Ancak kötülerle oturup kalkan oğlu gemiye binmeyi reddetti ve babasına onu merak etmemesini, yakında bir dağın zirvesine sığınarak kurtulacağını söyledi, ancak tam o sırada büyük bir dalga geldi ve baba oğlu bir birinden ayırdı ve Hz. Nuh’un oğlu denizin dibine gömüldü. Büyük fırtına sadece Hz. Nuh’un oğlunu değil, tüm sapkınları helak etti.
Hud suresi Hz. Nuh’un öyküsünü şöyle sürdürüyor: (Nihayet) "Ey yer suyunu yut! Ve ey gök (suyunu) tut!" denildi. Su çekildi; iş bitirildi; (gemi de) Cûdî (dağının) üzerine yerleşti. Ve: "O zalimler topluluğunun canı cehenneme!" denildi.
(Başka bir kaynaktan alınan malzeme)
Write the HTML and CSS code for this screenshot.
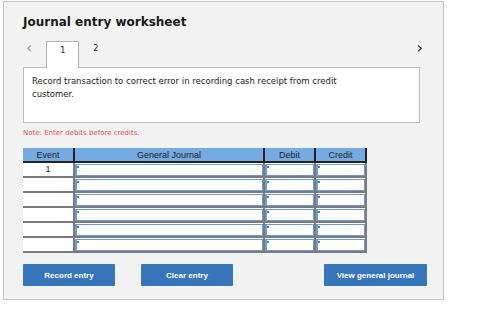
FILE: index.html
```html
<!DOCTYPE html>
<html lang="en">
  <head>
    <meta charset="UTF-8" />
    <title>Journal entry worksheet</title>
    <link rel="stylesheet" href="styles.css">
  </head>
  <body>
    <div class="panel">
      <h1>Journal entry worksheet</h1>

      <div class="tabs">
        <span class="arrow prev">&lsaquo;</span>
        <span class="tab active">1</span>
        <span class="tab">2</span>
        <span class="arrow next">&rsaquo;</span>
      </div>

      <div class="question">
        Record transaction to correct error in recording cash receipt from credit
        customer.
      </div>

      <p class="note">Note: Enter debits before credits.</p>

      <table class="journal">
        <thead>
          <tr>
            <th class="col-event">Event</th>
            <th class="col-gj">General Journal</th>
            <th class="col-debit">Debit</th>
            <th class="col-credit">Credit</th>
          </tr>
        </thead>
        <tbody>
          <tr>
            <td class="event">1</td>
            <td><div class="field"></div></td>
            <td><div class="field"></div></td>
            <td><div class="field"></div></td>
          </tr>
          <tr>
            <td class="event"></td>
            <td><div class="field"></div></td>
            <td><div class="field"></div></td>
            <td><div class="field"></div></td>
          </tr>
          <tr>
            <td class="event"></td>
            <td><div class="field"></div></td>
            <td><div class="field"></div></td>
            <td><div class="field"></div></td>
          </tr>
          <tr>
            <td class="event"></td>
            <td><div class="field"></div></td>
            <td><div class="field"></div></td>
            <td><div class="field"></div></td>
          </tr>
          <tr>
            <td class="event"></td>
            <td><div class="field"></div></td>
            <td><div class="field"></div></td>
            <td><div class="field"></div></td>
          </tr>
          <tr>
            <td class="event"></td>
            <td><div class="field"></div></td>
            <td><div class="field"></div></td>
            <td><div class="field"></div></td>
          </tr>
        </tbody>
      </table>

      <div class="actions">
        <button class="btn record">Record entry</button>
        <button class="btn clear">Clear entry</button>
        <button class="btn view">View general journal</button>
      </div>
    </div>
  </body>
</html>
```

FILE: styles.css
```css
body {
  margin: 0;
  padding: 1px 0 0 3px;
  background-color: #fff;
  font-family: "DejaVu Sans", Verdana, sans-serif;
}

.panel {
  width: 441px;
  height: 299px;
  box-sizing: border-box;
  background-color: #f2f2f2;
  border: 1px solid #c4c4c4;
  padding: 0 0 0 19px;
}

h1 {
  margin: 13px 0 0 0;
  font-size: 12px;
  font-weight: bold;
  color: #1a1a1a;
  line-height: 15px;
}

.tabs {
  display: flex;
  align-items: flex-end;
  height: 27px;
  margin-top: 10px;
  width: 400px;
  font-size: 8px;
  color: #222;
}

.tab {
  width: 33px;
  height: 27px;
  box-sizing: border-box;
  text-align: center;
  padding-top: 4px;
}

.tab.active {
  background-color: #fff;
  border: 1px solid #b0b0b0;
  border-bottom: none;
  margin-left: 14px;
  position: relative;
  top: 1px;
}

.arrow {
  font-size: 16px;
  line-height: 16px;
  align-self: flex-start;
}

.prev {
  color: #999;
  margin-left: 3px;
}

.next {
  margin-left: auto;
  color: #222;
}

.question {
  width: 397px;
  height: 56px;
  box-sizing: border-box;
  background-color: #fff;
  border: 1px solid #bdbdbd;
  padding: 7px 40px 8px 8px;
  font-size: 8.5px;
  line-height: 13px;
  color: #222;
}

.note {
  margin: 5px 0 0 0;
  font-size: 7px;
  color: #d9534f;
  line-height: 10px;
}

.journal {
  margin-top: 10px;
  border-collapse: collapse;
  table-layout: fixed;
  width: 336px;
  font-family: "Liberation Sans", Arial, sans-serif;
}

.journal th {
  background-color: #75aae2;
  font-size: 9px;
  font-weight: normal;
  color: #222;
  height: 13px;
  padding: 0;
  border-left: 2px solid #222;
  border-bottom: 2px solid #222;
}

.journal th:first-child {
  border-left: none;
}

.journal th:last-child {
  border-right: 2px solid #222;
}

.col-event {
  width: 50px;
}

.col-gj {
  width: 188px;
}

.col-debit {
  width: 49px;
}

.col-credit {
  width: 49px;
}

.journal td {
  height: 13px;
  padding: 0;
  border-left: 2px solid #7b7b7b;
  border-bottom: 2px solid #7b7b7b;
  background-color: #fff;
}

.journal td:first-child {
  border-left: none;
}

.journal td:last-child {
  border-right: 2px solid #7b7b7b;
}

.journal td.event {
  text-align: center;
  vertical-align: top;
  font-size: 9px;
  color: #222;
  line-height: 12px;
}

.field {
  position: relative;
  height: 12px;
  margin-top: 1px;
  border: 1px solid #6d9ad2;
  border-left-width: 2px;
  box-sizing: border-box;
  background-color: #fff;
}

.field::before {
  content: "";
  position: absolute;
  left: 0;
  top: 1px;
  width: 2px;
  height: 2px;
  background-color: #3c7fd0;
}

.actions {
  display: flex;
  width: 404px;
  margin-top: 11px;
}

.btn {
  height: 22px;
  background-color: #3776ba;
  color: #fff;
  border: none;
  border-radius: 1px;
  font-family: "Liberation Sans", Arial, sans-serif;
  font-size: 8px;
  font-weight: bold;
  padding: 0;
  cursor: pointer;
}

.record {
  width: 92px;
}

.clear {
  width: 92px;
  margin-left: 26px;
}

.view {
  width: 103px;
  margin-left: auto;
}
```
Nuh Rabbine dua edip dedi ki: "Ey Rabbim! Şüphesiz oğlum da ailemdendir. Senin vâdin ise elbette haktır. Sen hakimler hakimisin." Allah buyurdu ki: Ey Nuh! O asla senin ailenden değildir. Çünkü onun yaptığı kötü bir iştir. O halde hakkında bilgin olmayan bir şeyi benden isteme! Ben sana cahillerden olmamanı tavsiye ederim. Denildi ki: Ey Nuh! Sana ve seninle beraber olan ümmetlere bizden selam ve bereketlerle (gemiden) in! Kendilerini (dünyada) faydalandıracağımız, sonra da bizden kendilerine elem verici bir azabın dokunacağı ümmetler de olacaktır.